___ RECORDED DATA ___
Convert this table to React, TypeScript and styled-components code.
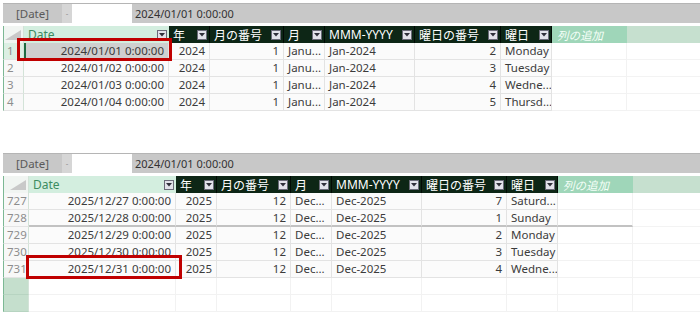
import React from "react";
import styled, { createGlobalStyle, css } from "styled-components";

const Global = createGlobalStyle`
  html, body { margin: 0; padding: 0; background: #ffffff; }
  body { font-family: "Noto Sans", "Noto Sans CJK JP", sans-serif; }
`;

const Page = styled.div`
  width: 700px;
  height: 313px;
  overflow: hidden;
  padding: 3px 0 0 3px;
  box-sizing: border-box;
  display: flex;
  flex-direction: column;
  gap: 42px;
`;

const Panel = styled.div`
  position: relative;
  display: flex;
  flex-direction: column;
  gap: 3px;
`;

const FormulaBar = styled.div`
  display: flex;
  height: 19px;
  border-top: 1px solid #b5b5b5;
  background: #c8c8c8;
  font-size: 11px;
  color: #3a3a3a;
`;

const NameBox = styled.div`
  width: 59px;
  display: flex;
  align-items: center;
  justify-content: center;
  color: #5a5a5a;
  font-size: 11.5px;
`;

const Dash = styled.div`
  width: 10px;
  background: #d6d6d6;
  color: #9a9a9a;
  font-size: 8px;
  display: flex;
  align-items: center;
  justify-content: center;
`;

const InputBox = styled.div`
  width: 60px;
  background: #ffffff;
`;

const FormulaValue = styled.div`
  flex: 1;
  display: flex;
  align-items: center;
  padding-left: 3px;
  font-size: 11px;
  color: #333;
`;

const Table = styled.div`
  display: flex;
  flex-direction: column;
`;

const Row = styled.div<{ $cols: string }>`
  display: grid;
  grid-template-columns: ${(p) => p.$cols};
  height: 17px;
`;

const RowHead = styled.div<{ $active?: boolean; $empty?: boolean }>`
  box-sizing: border-box;
  border-left: 1px solid #7cb894;
  border-right: 1px solid #d3e3d8;
  border-bottom: 1px solid ${(p) => (p.$empty ? "#b7d4c1" : "#e4e4e4")};
  background: ${(p) => (p.$empty ? "#c5dfcd" : p.$active ? "#dcefe3" : "#f8f8f8")};
  color: #8d8d8d;
  font-size: 11.5px;
  line-height: 16px;
  padding-left: 3px;
`;

const Corner = styled.div`
  box-sizing: border-box;
  border-left: 1px solid #7cb894;
  border-right: 1px solid #d3e3d8;
  background: #f1f5f2;
  display: flex;
  align-items: flex-end;
  justify-content: flex-end;
  padding: 0 2px 3px 0;
`;

const HeadCell = styled.div<{ $kind: "light" | "dark" }>`
  box-sizing: border-box;
  display: flex;
  align-items: center;
  justify-content: space-between;
  padding: 0 2px 0 4px;
  font-size: 12px;
  white-space: nowrap;
  overflow: hidden;
  ${(p) =>
    p.$kind === "light"
      ? css`
          background: #d3eedf;
          color: #3d8c5f;
        `
      : css`
          background: #0d2616;
          color: #ffffff;
          border-right: 1px solid #020a05;
        `}
`;

const AddColumn = styled.div`
  background: #9fd6b9;
  color: #f4fff8;
  font-style: italic;
  font-size: 11.5px;
  display: flex;
  align-items: center;
  padding-left: 5px;
`;

const HeadTail = styled.div`
  background: #c6e0cf;
`;

const DropButton = styled.span`
  width: 10px;
  height: 10px;
  box-sizing: border-box;
  flex: none;
  background: #e2e2ea;
  border: 1px solid #6a6a78;
  display: flex;
  align-items: center;
  justify-content: center;
`;

const Cell = styled.div<{ $align?: "left" | "right"; $selected?: boolean; $sep?: boolean; $blank?: boolean }>`
  box-sizing: border-box;
  font-size: 11.5px;
  line-height: 16px;
  color: #3b3b3b;
  white-space: nowrap;
  overflow: hidden;
  text-align: ${(p) => p.$align ?? "left"};
  padding: 0 4px;
  background: ${(p) => (p.$selected ? "#cfcfcf" : p.$blank ? "#ffffff" : "#fbfbfb")};
  border-right: 1px solid ${(p) => (p.$blank ? "#f2f2f2" : "#e3e3e3")};
  border-bottom: ${(p) => (p.$sep ? "2px solid #c2c2c2" : p.$blank ? "1px solid #f2f2f2" : "1px solid #e3e3e3")};
  ${(p) =>
    p.$selected &&
    css`
      border-left: 2px solid #1f6b41;
    `}
`;

const Tail = styled.div`
  border-bottom: 1px solid #f3f3f3;
  background: #ffffff;
`;

const Highlight = styled.div<{ $top: number; $left: number; $w: number; $h: number }>`
  position: absolute;
  top: ${(p) => p.$top}px;
  left: ${(p) => p.$left}px;
  width: ${(p) => p.$w}px;
  height: ${(p) => p.$h}px;
  box-sizing: border-box;
  border: 3px solid #c00000;
  pointer-events: none;
`;

const Drop = () => (
  <DropButton>
    <svg width="6" height="4" viewBox="0 0 6 4">
      <polygon points="0,0 6,0 3,3.5" fill="#2f2f3a" />
    </svg>
  </DropButton>
);

type RowData = {
  n: string;
  date: string;
  y: string;
  m: string;
  mn: string;
  my: string;
  wd: string;
  wn: string;
};

const headers = ["年", "月の番号", "月", "MMM-YYYY", "曜日の番号", "曜日"];

type PanelProps = {
  cols: string;
  rows: RowData[];
  selectedFirst?: boolean;
  sepAfter?: number;
  emptyRows?: number;
  box: { top: number; left: number; w: number; h: number };
};

const GridPanel: React.FC<PanelProps> = ({ cols, rows, selectedFirst, sepAfter, emptyRows = 0, box }) => (
  <Panel>
    <FormulaBar>
      <NameBox>[Date]</NameBox>
      <Dash>-</Dash>
      <InputBox />
      <FormulaValue>2024/01/01 0:00:00</FormulaValue>
    </FormulaBar>
    <Table>
      <Row $cols={cols}>
        <Corner>
          <svg width="16" height="10" viewBox="0 0 16 10">
            <polygon points="16,0 16,10 0,10" fill="#c9c9c9" />
          </svg>
        </Corner>
        <HeadCell $kind="light">
          Date
          <Drop />
        </HeadCell>
        {headers.map((h) => (
          <HeadCell key={h} $kind="dark">
            {h}
            <Drop />
          </HeadCell>
        ))}
        <AddColumn>列の追加</AddColumn>
        <HeadTail />
      </Row>
      {rows.map((r, i) => {
        const sep = sepAfter === i;
        const sel = selectedFirst && i === 0;
        return (
          <Row key={r.n} $cols={cols}>
            <RowHead $active={sel}>{r.n}</RowHead>
            <Cell $align="right" $selected={sel} $sep={sep}>
              {r.date}
            </Cell>
            <Cell $align="right" $sep={sep}>
              {r.y}
            </Cell>
            <Cell $align="right" $sep={sep}>
              {r.m}
            </Cell>
            <Cell $sep={sep}>{r.mn}</Cell>
            <Cell $sep={sep}>{r.my}</Cell>
            <Cell $align="right" $sep={sep}>
              {r.wd}
            </Cell>
            <Cell $sep={sep}>{r.wn}</Cell>
            <Cell $blank $sep={sep} />
            <Tail />
          </Row>
        );
      })}
      {Array.from({ length: emptyRows }).map((_, i) => (
        <Row key={"e" + i} $cols={cols}>
          <RowHead $empty />
          <Cell $blank />
          <Cell $blank />
          <Cell $blank />
          <Cell $blank />
          <Cell $blank />
          <Cell $blank />
          <Cell $blank />
          <Cell $blank />
          <Tail />
        </Row>
      ))}
    </Table>
    <Highlight $top={box.top} $left={box.left} $w={box.w} $h={box.h} />
  </Panel>
);

const topRows: RowData[] = [
  { n: "1", date: "2024/01/01 0:00:00", y: "2024", m: "1", mn: "Janu...", my: "Jan-2024", wd: "2", wn: "Monday" },
  { n: "2", date: "2024/01/02 0:00:00", y: "2024", m: "1", mn: "Janu...", my: "Jan-2024", wd: "3", wn: "Tuesday" },
  { n: "3", date: "2024/01/03 0:00:00", y: "2024", m: "1", mn: "Janu...", my: "Jan-2024", wd: "4", wn: "Wedne..." },
  { n: "4", date: "2024/01/04 0:00:00", y: "2024", m: "1", mn: "Janu...", my: "Jan-2024", wd: "5", wn: "Thursd..." },
];

const bottomRows: RowData[] = [
  { n: "727", date: "2025/12/27 0:00:00", y: "2025", m: "12", mn: "Dec...", my: "Dec-2025", wd: "7", wn: "Saturd..." },
  { n: "728", date: "2025/12/28 0:00:00", y: "2025", m: "12", mn: "Dec...", my: "Dec-2025", wd: "1", wn: "Sunday" },
  { n: "729", date: "2025/12/29 0:00:00", y: "2025", m: "12", mn: "Dec...", my: "Dec-2025", wd: "2", wn: "Monday" },
  { n: "730", date: "2025/12/30 0:00:00", y: "2025", m: "12", mn: "Dec...", my: "Dec-2025", wd: "3", wn: "Tuesday" },
  { n: "731", date: "2025/12/31 0:00:00", y: "2025", m: "12", mn: "Dec...", my: "Dec-2025", wd: "4", wn: "Wedne..." },
];

export default function App() {
  return (
    <>
      <Global />
      <Page>
        <GridPanel
          cols="21px 145px 41px 74px 41px 90px 86px 51px 75px 1fr"
          rows={topRows}
          selectedFirst
          box={{ top: 35, left: 14, w: 155, h: 23 }}
        />
        <GridPanel
          cols="26px 147px 41px 74px 41px 90px 85px 51px 75px 1fr"
          rows={bottomRows}
          sepAfter={1}
          emptyRows={2}
          box={{ top: 102, left: 23, w: 156, h: 24 }}
        />
      </Page>
    </>
  );
}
___
# PROBLEM DETAILS
Return every line above that contains the word "components".

# TASK ANSWER
Convert this table to React, TypeScript and styled-components code.
import styled, { createGlobalStyle, css } from "styled-components";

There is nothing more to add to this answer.